When news got out about the Valley Land Fund’s 11-1 board decision to accept an offer to sell, environmentalists, birders and locals took to social media to express their frustration. One of those people was Tiffany Kersten. She’s on the board of directors for Friends of the Wildlife Corridor, an organization dedicated to protecting habitat in the region.
“It’s infinitely disappointing to me that Valley Land Fund didn’t decide to look into selling to another conservation organization before turning it over to the government,” she said. “If they didn’t want to fight in the court battle, then that’s fine, but give it to someone else who’s willing to fight that battle.”
Kersten and others felt that the Valley Land Fund had sold out and was not protecting the land.
“Conservation is a fight, and I know from my membership on Friends of the Wildlife Corridor and traveling to Washington D.C. to protect Santa Ana and a lot of our other nature sites here in The Valley,” she said. “Our board put in so much work, so much time, traveling to D.C., local protests, local rallies, all kinds of different things and then this other conservation board, that claims to be a conservation board, did outwardly nothing and the community had to be the ones screaming, the community had to be the one rising up and the community had to be the one sending emails upset.”
Valley Land Fund director Rodriguez said they had pushed back against the federal government for months and they declined several offers.

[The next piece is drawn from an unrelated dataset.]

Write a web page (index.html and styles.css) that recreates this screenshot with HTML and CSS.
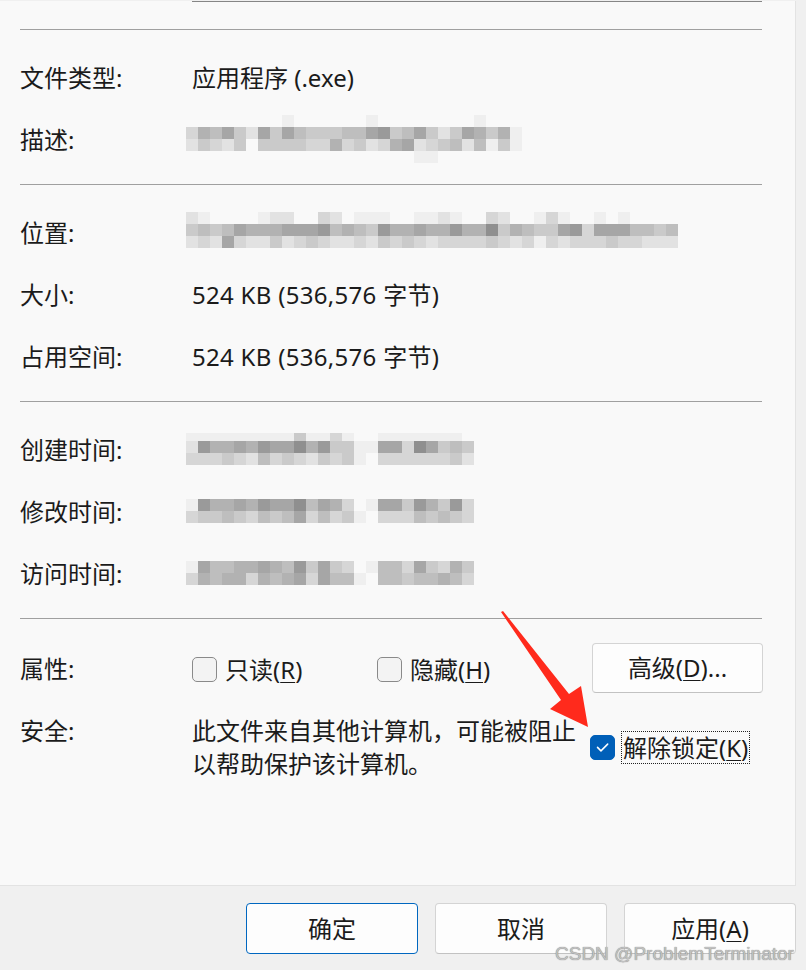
FILE: index.html
```html
<!DOCTYPE html>
<html lang="zh-CN">
<head>
<meta charset="utf-8">
<title>属性</title>
<link rel="stylesheet" href="styles.css">
</head>
<body>
<div class="window">
  <div class="panel">
    <div class="topfield"></div>

    <div class="section section-first">
      <div class="row"><div class="label">文件类型:</div><div class="value">应用程序 (.exe)</div></div>
      <div class="row"><div class="label">描述:</div>
        <div class="mosaic mosaic-desc">
          <i></i><i></i><i></i><i></i><i></i><i></i><i></i><i></i><i class="k1"></i><i></i><i></i><i></i><i></i><i></i><i></i><i class="k1"></i><i></i><i></i><i></i><i></i><i></i><i></i><i></i><i></i><i class="k1"></i><i></i><i></i><i></i>
          <i class="k3"></i><i class="k6"></i><i class="k5"></i><i class="k7"></i><i class="k4"></i><i class="k2"></i><i class="k7"></i><i class="k4"></i><i class="k7"></i><i class="k5"></i><i class="k4"></i><i class="k4"></i><i class="k4"></i><i class="k5"></i><i class="k5"></i><i class="k7"></i><i class="k8"></i><i class="k4"></i><i class="k5"></i><i class="k7"></i><i class="k4"></i><i class="k2"></i><i class="k4"></i><i class="k7"></i><i class="k6"></i><i class="k4"></i><i class="k6"></i><i class="k1"></i>
          <i class="k2"></i><i class="k4"></i><i class="k3"></i><i class="k2"></i><i class="k4"></i><i></i><i class="k4"></i><i class="k4"></i><i class="k4"></i><i class="k4"></i><i class="k3"></i><i class="k3"></i><i class="k6"></i><i class="k3"></i><i class="k4"></i><i class="k2"></i><i class="k3"></i><i class="k6"></i><i class="k7"></i><i class="k2"></i><i class="k3"></i><i class="k4"></i><i class="k5"></i><i class="k2"></i><i class="k5"></i><i class="k1"></i><i class="k4"></i><i class="k1"></i>
          <i></i><i></i><i></i><i></i><i></i><i></i><i></i><i></i><i></i><i></i><i></i><i></i><i></i><i></i><i></i><i></i><i></i><i></i><i></i><i class="k1"></i><i class="k1"></i><i></i><i></i><i></i><i></i><i></i><i></i><i></i>
        </div>
      </div>
    </div>

    <div class="section">
      <div class="row"><div class="label">位置:</div>
        <div class="mosaic mosaic-loc">
          <i class="k2"></i><i class="k1"></i><i></i><i></i><i></i><i></i><i class="k1"></i><i class="k2"></i><i class="k2"></i><i></i><i></i><i class="k3"></i><i class="k2"></i><i></i><i class="k1"></i><i class="k1"></i><i class="k1"></i><i></i><i></i><i class="k1"></i><i class="k1"></i><i class="k2"></i><i class="k1"></i><i></i><i></i><i class="k3"></i><i class="k2"></i><i></i><i></i><i class="k1"></i><i class="k3"></i><i class="k1"></i><i></i><i></i><i class="k1"></i><i></i><i class="k1"></i><i></i><i></i><i></i><i></i>
          <i class="k4"></i><i class="k5"></i><i class="k4"></i><i class="k5"></i><i class="k7"></i><i class="k6"></i><i class="k6"></i><i class="k6"></i><i class="k7"></i><i class="k7"></i><i class="k7"></i><i class="k8"></i><i class="k5"></i><i class="k6"></i><i class="k5"></i><i class="k4"></i><i class="k8"></i><i class="k6"></i><i class="k6"></i><i class="k7"></i><i class="k6"></i><i class="k6"></i><i class="k8"></i><i class="k6"></i><i class="k6"></i><i class="k9"></i><i class="k4"></i><i class="k6"></i><i class="k5"></i><i class="k4"></i><i class="k4"></i><i class="k7"></i><i class="k8"></i><i class="k3"></i><i class="k7"></i><i class="k7"></i><i class="k7"></i><i class="k5"></i><i class="k5"></i><i class="k4"></i><i class="k5"></i>
          <i class="k2"></i><i class="k3"></i><i class="k2"></i><i class="k7"></i><i class="k3"></i><i class="k2"></i><i class="k2"></i><i class="k4"></i><i class="k2"></i><i class="k3"></i><i class="k4"></i><i class="k3"></i><i class="k2"></i><i class="k2"></i><i class="k3"></i><i class="k2"></i><i class="k4"></i><i class="k3"></i><i class="k4"></i><i class="k3"></i><i class="k2"></i><i class="k3"></i><i class="k3"></i><i class="k3"></i><i class="k3"></i><i class="k4"></i><i class="k3"></i><i class="k2"></i><i class="k3"></i><i class="k1"></i><i class="k3"></i><i class="k2"></i><i class="k3"></i><i class="k3"></i><i class="k3"></i><i class="k4"></i><i class="k3"></i><i class="k3"></i><i class="k2"></i><i class="k2"></i><i class="k2"></i>
        </div>
      </div>
      <div class="row"><div class="label">大小:</div><div class="value value-latin">524 KB (536,576 字节)</div></div>
      <div class="row"><div class="label">占用空间:</div><div class="value value-latin">524 KB (536,576 字节)</div></div>
    </div>

    <div class="section">
      <div class="row"><div class="label">创建时间:</div>
        <div class="mosaic mosaic-time mosaic-created">
          <i class="k1"></i><i class="k1"></i><i class="k1"></i><i class="k1"></i><i class="k1"></i><i class="k1"></i><i class="k1"></i><i class="k1"></i><i class="k1"></i><i class="k4"></i><i class="k1"></i><i class="k1"></i><i class="k3"></i><i class="k1"></i><i></i><i></i><i class="k1"></i><i class="k1"></i><i class="k1"></i><i class="k1"></i><i class="k1"></i><i class="k1"></i><i class="k1"></i><i></i>
          <i class="k2"></i><i class="k8"></i><i class="k6"></i><i class="k6"></i><i class="k7"></i><i class="k6"></i><i class="k8"></i><i class="k7"></i><i class="k7"></i><i class="k9"></i><i class="k6"></i><i class="k8"></i><i class="k4"></i><i class="k4"></i><i class="k1"></i><i class="k1"></i><i class="k7"></i><i class="k7"></i><i class="k3"></i><i class="k9"></i><i class="k7"></i><i class="k4"></i><i class="k5"></i><i class="k4"></i>
          <i class="k3"></i><i class="k3"></i><i class="k3"></i><i class="k4"></i><i class="k3"></i><i class="k2"></i><i class="k5"></i><i class="k3"></i><i class="k4"></i><i class="k3"></i><i class="k2"></i><i class="k4"></i><i class="k3"></i><i class="k4"></i><i class="k1"></i><i></i><i class="k3"></i><i class="k3"></i><i class="k3"></i><i class="k3"></i><i class="k3"></i><i class="k3"></i><i class="k4"></i><i class="k2"></i>
        </div>
      </div>
      <div class="row"><div class="label">修改时间:</div>
        <div class="mosaic mosaic-time">
          <i class="k1"></i><i class="k8"></i><i class="k6"></i><i class="k6"></i><i class="k7"></i><i class="k6"></i><i class="k8"></i><i class="k7"></i><i class="k7"></i><i class="k9"></i><i class="k5"></i><i class="k7"></i><i class="k6"></i><i class="k3"></i><i></i><i class="k1"></i><i class="k7"></i><i class="k7"></i><i class="k4"></i><i class="k8"></i><i class="k6"></i><i class="k4"></i><i class="k8"></i><i class="k3"></i>
          <i class="k3"></i><i class="k4"></i><i class="k4"></i><i class="k5"></i><i class="k4"></i><i class="k3"></i><i class="k5"></i><i class="k4"></i><i class="k5"></i><i class="k7"></i><i class="k3"></i><i class="k5"></i><i class="k3"></i><i class="k4"></i><i class="k1"></i><i></i><i class="k3"></i><i class="k3"></i><i class="k3"></i><i class="k5"></i><i class="k4"></i><i class="k5"></i><i class="k4"></i><i class="k3"></i>
        </div>
      </div>
      <div class="row"><div class="label">访问时间:</div>
        <div class="mosaic mosaic-time">
          <i class="k1"></i><i class="k7"></i><i class="k5"></i><i class="k5"></i><i class="k6"></i><i class="k6"></i><i class="k7"></i><i class="k6"></i><i class="k5"></i><i class="k8"></i><i class="k4"></i><i class="k7"></i><i class="k4"></i><i class="k3"></i><i></i><i class="k1"></i><i class="k5"></i><i class="k5"></i><i class="k3"></i><i class="k7"></i><i class="k4"></i><i class="k3"></i><i class="k6"></i><i class="k4"></i>
          <i class="k3"></i><i class="k6"></i><i class="k5"></i><i class="k6"></i><i class="k6"></i><i class="k3"></i><i class="k6"></i><i class="k5"></i><i class="k6"></i><i class="k7"></i><i class="k3"></i><i class="k7"></i><i class="k5"></i><i class="k5"></i><i class="k1"></i><i></i><i class="k5"></i><i class="k5"></i><i class="k4"></i><i class="k5"></i><i class="k5"></i><i class="k6"></i><i class="k5"></i><i class="k3"></i>
        </div>
      </div>
    </div>

    <div class="section section-props">
      <div class="props-row">
        <div class="label">属性:</div>
        <label class="check-item check-item-ro"><span class="box"></span><span>只读(<u>R</u>)</span></label>
        <label class="check-item"><span class="box"></span><span>隐藏(<u>H</u>)</span></label>
        <button class="btn btn-adv" type="button">高级(<u>D</u>)...</button>
      </div>
      <div class="security-row">
        <div class="label">安全:</div>
        <div class="sec-text">此文件来自其他计算机，可能被阻止以帮助保护该计算机。</div>
        <label class="unblock">
          <span class="box box-checked">
            <svg class="tick" viewBox="0 0 24 24" width="24" height="24"><path d="M6.8 12.4 L10.4 16 L17.4 9" fill="none" stroke="#ffffff" stroke-width="1.6" stroke-linecap="round" stroke-linejoin="round"/></svg>
          </span>
          <span class="unblock-label">解除锁定(<u>K</u>)</span>
        </label>
      </div>
    </div>
  </div>

  <div class="footer">
    <button class="btn btn-primary" type="button">确定</button>
    <button class="btn" type="button">取消</button>
    <button class="btn" type="button">应用(<u>A</u>)</button>
  </div>

  <svg class="arrow" viewBox="0 0 100 130" width="100" height="130">
    <polygon points="6,7 8,6 74,89 86,81 93,122 55,104 66,95" fill="#ff2a1c"/>
  </svg>

  <div class="watermark">CSDN @ProblemTerminator</div>
</div>
</body>
</html>
```

FILE: styles.css
```css
* {
  box-sizing: border-box;
}

body {
  margin: 0;
  background: #f0f0f0;
  font-family: "Noto Sans", "Noto Sans CJK SC", sans-serif;
  font-size: 24px;
  color: #1b1b1b;
  overflow: hidden;
}

.window {
  position: relative;
  width: 806px;
  height: 970px;
  overflow: hidden;
}

.panel {
  width: 796px;
  height: 885px;
  background: #f9f9f9;
  border-right: 1px solid #e3e3e3;
  border-bottom: 1px solid #e3e3e3;
  padding: 0 33px 0 20px;
}

.topfield {
  margin: 1px 0 0 172px;
  height: 1px;
  background: #868686;
}

.section {
  border-top: 1px solid #a0a0a0;
  padding: 16px 0 14px;
}

.section-first {
  margin-top: 27px;
}

.row {
  display: flex;
  align-items: center;
  height: 62px;
}

.label {
  width: 172px;
  flex: none;
  line-height: 33px;
}

.value {
  line-height: 33px;
  white-space: nowrap;
}

.value-latin {
  letter-spacing: 0.3px;
}

/* pixelated (blurred) values */
.mosaic {
  display: grid;
  grid-auto-rows: 12px;
  margin-left: -6px;
}

.mosaic i {
  display: block;
}

.mosaic-desc {
  grid-template-columns: repeat(28, 12px);
}

.mosaic-loc {
  grid-template-columns: repeat(41, 12px);
  margin-top: -4px;
}

.mosaic-time {
  grid-template-columns: repeat(24, 12px);
}

.mosaic-created {
  grid-template-rows: 8px 12px 12px;
}

.k1 { background: #efefef; }
.k2 { background: #e2e2e2; }
.k3 { background: #d6d6d6; }
.k4 { background: #cacaca; }
.k5 { background: #bebebe; }
.k6 { background: #b2b2b2; }
.k7 { background: #a6a6a6; }
.k8 { background: #9a9a9a; }
.k9 { background: #8f8f8f; }

/* attributes / security */
.section-props {
  padding-top: 24px;
}

.props-row {
  display: flex;
  align-items: center;
  height: 50px;
}

.check-item {
  display: flex;
  align-items: center;
  gap: 8px;
  line-height: 33px;
  margin-top: 2px;
}

.check-item-ro {
  width: 185px;
}

u {
  text-decoration-thickness: 1px;
  text-underline-offset: 3px;
}

.box {
  width: 25px;
  height: 25px;
  flex: none;
  border: 1.5px solid #8a8a8a;
  border-radius: 5px;
  background: #f3f3f3;
}

.box-checked {
  background: #005fb8;
  border-color: #005fb8;
  display: flex;
  align-items: center;
  justify-content: center;
}

.tick {
  display: block;
}

.security-row {
  display: flex;
  align-items: center;
  margin-top: 21px;
}

.security-row .label {
  align-self: flex-start;
}

.sec-text {
  width: 398px;
  flex: none;
  line-height: 33px;
}

.unblock {
  display: flex;
  align-items: center;
  gap: 7px;
}

.unblock-label {
  outline: 1px dotted #222;
  line-height: 31px;
  padding: 0 1px;
}

/* buttons */
.btn {
  width: 172px;
  height: 51px;
  flex: none;
  border: 1px solid #d4d4d4;
  border-bottom-color: #c2c2c2;
  border-radius: 4px;
  background: #fdfdfd;
  font: inherit;
  line-height: 28px;
  color: inherit;
  display: flex;
  align-items: center;
  justify-content: center;
  padding: 0;
}

.btn-adv {
  width: 171px;
  height: 50px;
  margin-left: auto;
  margin-right: -1px;
}

.btn-primary {
  border-color: #0067c0;
}

.footer {
  display: flex;
  justify-content: flex-end;
  gap: 17px;
  padding: 17px 10px 0 0;
}

/* annotation */
.arrow {
  position: absolute;
  left: 495px;
  top: 605px;
}

.watermark {
  position: absolute;
  left: 555px;
  top: 946px;
  font-family: "Liberation Sans", sans-serif;
  font-size: 19px;
  line-height: 15px;
  color: #c0c0c0;
  text-shadow: 0 0 1px #666666;
}
```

“Valley Land Fund never wanted to be in a situation of having a particular piece of property behind the border wall,” Rodriguez said. “Our job is to protect native habitat and it just so happened that our piece of property neighbors federal land and I truly believe that that particular route was chosen because of the surrounding federal land around us.”
Fast forward to later this fall Rodriguez said she recalls a conversation she had with the government asking if they could further delay because of the presidential election.
“I mean is there a possible way that you could kind of shuffle us under some paperwork and look the other way,” she said recalling the question she posed to the government. “They reminded me, ‘Look, we’ve been working with you since January, and we’ve come 10 months down the line.’ And it was told to us, ‘You either agree to this, or we’re going to condemn your property.’”
That’s when the board decided to enter into an agreement with the government.
“Now, some people may say that we should have never been in this position, why would you allow them to come onto your piece of property?” Rodriguez said. “I really believe the reason we allowed that to happen was because we were confident that they were going to see the value of this piece of property and for what it was and that we were going to supply them with the information that would give them a reason to go back and say this is not the place that we should put this.”
She said any money they would have received from the selling of the land would have gone back into conservation. Following community backlash, they ended up rescinding any and all agreements with the federal government.
“I think what we have learned is that if there is any land currently owned by Valley Land Fund that has the ability for public use, then we need to go to our public and our community and ask what they would like for us to do, she said. “I keep going back to the 2.5 acres, we’re such a small little dot on a very big stage, we had no idea that the outcry was going to be this loud.”
CBP said in a statement that the government has not received any formal communication regarding the board’s decision to rescind the offer.
“CBP continues with the construction of new border wall system with funding that has been received through Fiscal Year (FY) 2020,” said the statement. “The majority of contracts have been awarded and construction is well under way for the approximately 738 miles funded to date.”
Rodriguez said she’s been in communication with the Army Corps of Engineers. She also said they’re gearing up for the upcoming condemnation lawsuit from the federal government, and hopes their community will support them through this process.